〈スーパーに並ぶズワイガニの「バルダイ種」って何?〉ビジネスチャンスを失っている日本のもったいない使い方
1980年代の大量発生時も獲り尽くす
歴史をひも解くと、1980年代にも北海道で大ズワイガニが大量に発生しています。具体的には85年に100トン台だった漁獲量が1986年に2300トン、1987年に1400トンと大漁になったものの、その後は獲れなくなって鎮静化しています。 日本海では、オスのズワイガニの甲羅の幅は省令で90ミリメートル(㎜)以上、自主規制で100㎜以上などと規制して漁獲しています。この大きさになるには8~10年かかります。一方で、昨年(23年)の北海道の大ズワイガニは50~70㎜前後のカニでも獲っています。今年は成長しているといってもまだ子供です。 カレイなどの漁業はもちろん重要で、その網に絡まってしまう大ズワイガニの子供は、現場からしたら大迷惑な存在です。しかしながら、なぜこのような「絶好の好機」を80年代に続き、再び潰してしまう過ちをしてしまうのか、筆者には残念でなりません。 ノルウェーでも同じようなケースがありました(漁獲量推移・下のグラフ参照)が、資源管理の効果で今ではズワイガニは莫大な財産になっています。23年の水揚げ量は7643トンで水揚げ金額62億円(NOK=13.8円)。 ノルウェーの沖合では、96年に初めてカニの資源が確認されました。その後ノルウェーは、15年以上も増えるのを待って、12年からようやく獲り始めました。25年には約1万2000トンのズワイガニが漁獲される予定です。ちなみに日本のズワイガニ漁は全国で約2000トン(23年)に過ぎません。

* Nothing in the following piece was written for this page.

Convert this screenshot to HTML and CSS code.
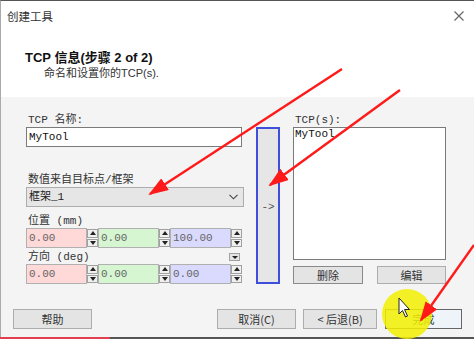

ノルウェーではタラバガニも大きな財産になっています。23年の水揚げ量は2794トンで108億円(同)でした。ノルウェーのタラバガニはもともと、ロシアから移動してきた資源です。 当初は、サーモンの養殖いけすに引っかかる邪魔者扱いでした。しかしながら、その価値に気づき、漁獲枠を設定して大切な資源に変えています。 もともとはいなかったノルウェーのズワイガニとタラバガニ。その水揚げ金額は合計約170億円(23年)。ズワイガニの漁獲枠の大幅増で、来年はさらに増える見通しです。 もちろん、北海道でのカレイ漁業や他の漁業も重要です。しかしながら、もし大ズワイガニを大きくして主要漁業に育てた場合の水揚げ金額や、地域社会への影響を戦略的に考えないのは実に惜しいのではないでしょうか。恐らく補助金を使って他の漁を減らしても、将来大ズワイガニの漁業で十分採算が取れる可能性もあります。 残念ながら、大ズワイガニはすでに獲りすぎで手遅れに差し掛かっていると思います。海外の成功例にもっと目を向けるべきではないかと筆者は考えます。